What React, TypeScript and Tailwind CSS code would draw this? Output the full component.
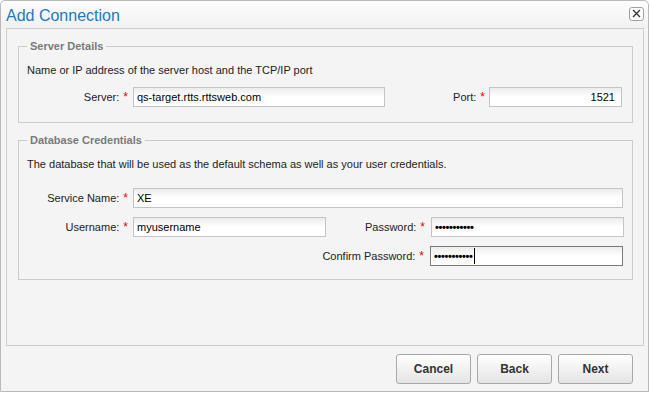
import React from "react";

const font = { fontFamily: '"Liberation Sans", Arial, sans-serif' };

function Label({ text, w }: { text: string; w: string }) {
  return (
    <div className={`${w} shrink-0 whitespace-nowrap flex justify-end items-center text-[11px] text-[#222] leading-[14px]`}>
      <span>{text}</span>
      <span className="text-[#e00] ml-[4px] text-[12px]">*</span>
    </div>
  );
}

function Field({
  w,
  value,
  right,
}: {
  w: string;
  value: string;
  right?: boolean;
}) {
  return (
    <div
      className={`${w} shrink-0 h-[20px] border border-[#c4c4c4] bg-gradient-to-b from-[#ececec] via-white to-white flex items-center ${right ? "justify-end pr-[6px]" : "pl-[3px]"} text-[11px] text-black`}
    >
      <span className="leading-[14px]">{value}</span>
    </div>
  );
}

function PwField({ focused }: { focused?: boolean }) {
  return (
    <div
      className={`w-[193px] shrink-0 h-[20px] border ${focused ? "border-[#7a7a7a]" : "border-[#c4c4c4]"} bg-gradient-to-b from-[#ececec] via-white to-white flex items-center pl-[3px]`}
    >
      <span className="text-[11px] font-bold leading-[14px] tracking-[-0.35px] text-black">•••••••••••</span>
      {focused && <span className="w-px h-[16px] bg-black ml-[1px]" />}
    </div>
  );
}

function Button({ children }: { children: React.ReactNode }) {
  return (
    <button className="w-[75px] h-[30px] rounded-[3px] border border-[#a8a8a8] bg-gradient-to-b from-white to-[#e4e4e4] text-[12px] font-bold text-[#333] shadow-[inset_0_1px_0_#fff]">
      {children}
    </button>
  );
}

export default function App() {
  return (
    <div className="w-[651px] h-[393px] bg-white" style={font}>
      <div className="w-[649px] h-[392px] border border-[#b9b9b9] rounded-t-[5px] bg-[#f4f4f4] flex flex-col">
        <div className="h-[27px] flex items-center justify-between bg-gradient-to-b from-[#fdfdfd] to-[#f1f1f1] rounded-t-[5px] pl-[5px] pr-[4px]">
          <span className="text-[16px] text-[#1f78c1] leading-[20px] mt-[2px]">Add Connection</span>
          <div className="w-[15px] h-[14px] border border-[#a0a0a0] rounded-[3px] bg-white flex items-center justify-center mb-[2px]">
            <svg width="9" height="9" viewBox="0 0 9 9">
              <path d="M1 1L8 8M8 1L1 8" stroke="#333" strokeWidth="1.3" />
            </svg>
          </div>
        </div>
        <div className="ml-[5px] w-[638px] h-[318px] border border-[#cdcdcd] bg-[#f4f4f4] pl-[11px] pt-[11px]">
          <fieldset className="w-[615px] border border-[#cbcbcb] pl-[8px] pt-[10px] pb-[15px]">
            <legend className="px-[3px] text-[11px] font-bold text-[#7a7a7a] leading-[13px]">Server Details</legend>
            <div className="text-[11px] text-[#222] leading-[14px]">
              Name or IP address of the server host and the TCP/IP port
            </div>
            <div className="flex items-center mt-[10px]">
              <Label text="Server:" w="w-[101px]" />
              <div className="w-[5px]" />
              <Field w="w-[252px]" value="qs-target.rtts.rttsweb.com" />
              <Label text="Port:" w="w-[100px]" />
              <div className="w-[4px]" />
              <Field w="w-[133px]" value="1521" right />
            </div>
          </fieldset>
          <fieldset className="w-[615px] border border-[#cbcbcb] pl-[8px] pt-[10px] pb-[13px] mt-[11px]">
            <legend className="px-[3px] text-[11px] font-bold text-[#7a7a7a] leading-[13px]">Database Credentials</legend>
            <div className="text-[11px] text-[#222] leading-[14px]">
              The database that will be used as the default schema as well as your user credentials.
            </div>
            <div className="flex flex-col gap-[9px] mt-[17px]">
              <div className="flex items-center">
                <Label text="Service Name:" w="w-[101px]" />
                <div className="w-[5px]" />
                <Field w="w-[490px]" value="XE" />
              </div>
              <div className="flex items-center">
                <Label text="Username:" w="w-[101px]" />
                <div className="w-[5px]" />
                <Field w="w-[193px]" value="myusername" />
                <Label text="Password:" w="w-[99px]" />
                <div className="w-[6px]" />
                <PwField />
              </div>
              <div className="flex items-center">
                <div className="w-[298px] shrink-0" />
                <Label text="Confirm Password:" w="w-[99px]" />
                <div className="w-[6px]" />
                <PwField focused />
              </div>
            </div>
          </fieldset>
        </div>
        <div className="flex justify-end gap-[6px] mt-[8px] pr-[15px]">
          <Button>Cancel</Button>
          <Button>Back</Button>
          <Button>Next</Button>
        </div>
      </div>
    </div>
  );
}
•••
== REQUIREMENT ==
Copy the material exactly. Do not include the pictures.

== WRITTEN SOLUTION ==
What React, TypeScript and Tailwind CSS code would draw this? Output the full component.
import React from "react";

const font = { fontFamily: '"Liberation Sans", Arial, sans-serif' };

function Label({ text, w }: { text: string; w: string }) {
  return (
    <div className={`${w} shrink-0 whitespace-nowrap flex justify-end items-center text-[11px] text-[#222] leading-[14px]`}>
      <span>{text}</span>
      <span className="text-[#e00] ml-[4px] text-[12px]">*</span>
    </div>
  );
}

function Field({
  w,
  value,
  right,
}: {
  w: string;
  value: string;
  right?: boolean;
}) {
  return (
    <div
      className={`${w} shrink-0 h-[20px] border border-[#c4c4c4] bg-gradient-to-b from-[#ececec] via-white to-white flex items-center ${right ? "justify-end pr-[6px]" : "pl-[3px]"} text-[11px] text-black`}
    >
      <span className="leading-[14px]">{value}</span>
    </div>
  );
}

function PwField({ focused }: { focused?: boolean }) {
  return (
    <div
      className={`w-[193px] shrink-0 h-[20px] border ${focused ? "border-[#7a7a7a]" : "border-[#c4c4c4]"} bg-gradient-to-b from-[#ececec] via-white to-white flex items-center pl-[3px]`}
    >
      <span className="text-[11px] font-bold leading-[14px] tracking-[-0.35px] text-black">•••••••••••</span>
      {focused && <span className="w-px h-[16px] bg-black ml-[1px]" />}
    </div>
  );
}

function Button({ children }: { children: React.ReactNode }) {
  return (
    <button className="w-[75px] h-[30px] rounded-[3px] border border-[#a8a8a8] bg-gradient-to-b from-white to-[#e4e4e4] text-[12px] font-bold text-[#333] shadow-[inset_0_1px_0_#fff]">
      {children}
    </button>
  );
}

export default function App() {
  return (
    <div className="w-[651px] h-[393px] bg-white" style={font}>
      <div className="w-[649px] h-[392px] border border-[#b9b9b9] rounded-t-[5px] bg-[#f4f4f4] flex flex-col">
        <div className="h-[27px] flex items-center justify-between bg-gradient-to-b from-[#fdfdfd] to-[#f1f1f1] rounded-t-[5px] pl-[5px] pr-[4px]">
          <span className="text-[16px] text-[#1f78c1] leading-[20px] mt-[2px]">Add Connection</span>
          <div className="w-[15px] h-[14px] border border-[#a0a0a0] rounded-[3px] bg-white flex items-center justify-center mb-[2px]">
            <svg width="9" height="9" viewBox="0 0 9 9">
              <path d="M1 1L8 8M8 1L1 8" stroke="#333" strokeWidth="1.3" />
            </svg>
          </div>
        </div>
        <div className="ml-[5px] w-[638px] h-[318px] border border-[#cdcdcd] bg-[#f4f4f4] pl-[11px] pt-[11px]">
          <fieldset className="w-[615px] border border-[#cbcbcb] pl-[8px] pt-[10px] pb-[15px]">
            <legend className="px-[3px] text-[11px] font-bold text-[#7a7a7a] leading-[13px]">Server Details</legend>
            <div className="text-[11px] text-[#222] leading-[14px]">
              Name or IP address of the server host and the TCP/IP port
            </div>
            <div className="flex items-center mt-[10px]">
              <Label text="Server:" w="w-[101px]" />
              <div className="w-[5px]" />
              <Field w="w-[252px]" value="qs-target.rtts.rttsweb.com" />
              <Label text="Port:" w="w-[100px]" />
              <div className="w-[4px]" />
              <Field w="w-[133px]" value="1521" right />
            </div>
          </fieldset>
          <fieldset className="w-[615px] border border-[#cbcbcb] pl-[8px] pt-[10px] pb-[13px] mt-[11px]">
            <legend className="px-[3px] text-[11px] font-bold text-[#7a7a7a] leading-[13px]">Database Credentials</legend>
            <div className="text-[11px] text-[#222] leading-[14px]">
              The database that will be used as the default schema as well as your user credentials.
            </div>
            <div className="flex flex-col gap-[9px] mt-[17px]">
              <div className="flex items-center">
                <Label text="Service Name:" w="w-[101px]" />
                <div className="w-[5px]" />
                <Field w="w-[490px]" value="XE" />
              </div>
              <div className="flex items-center">
                <Label text="Username:" w="w-[101px]" />
                <div className="w-[5px]" />
                <Field w="w-[193px]" value="myusername" />
                <Label text="Password:" w="w-[99px]" />
                <div className="w-[6px]" />
                <PwField />
              </div>
              <div className="flex items-center">
                <div className="w-[298px] shrink-0" />
                <Label text="Confirm Password:" w="w-[99px]" />
                <div className="w-[6px]" />
                <PwField focused />
              </div>
            </div>
          </fieldset>
        </div>
        <div className="flex justify-end gap-[6px] mt-[8px] pr-[15px]">
          <Button>Cancel</Button>
          <Button>Back</Button>
          <Button>Next</Button>
        </div>
      </div>
    </div>
  );
}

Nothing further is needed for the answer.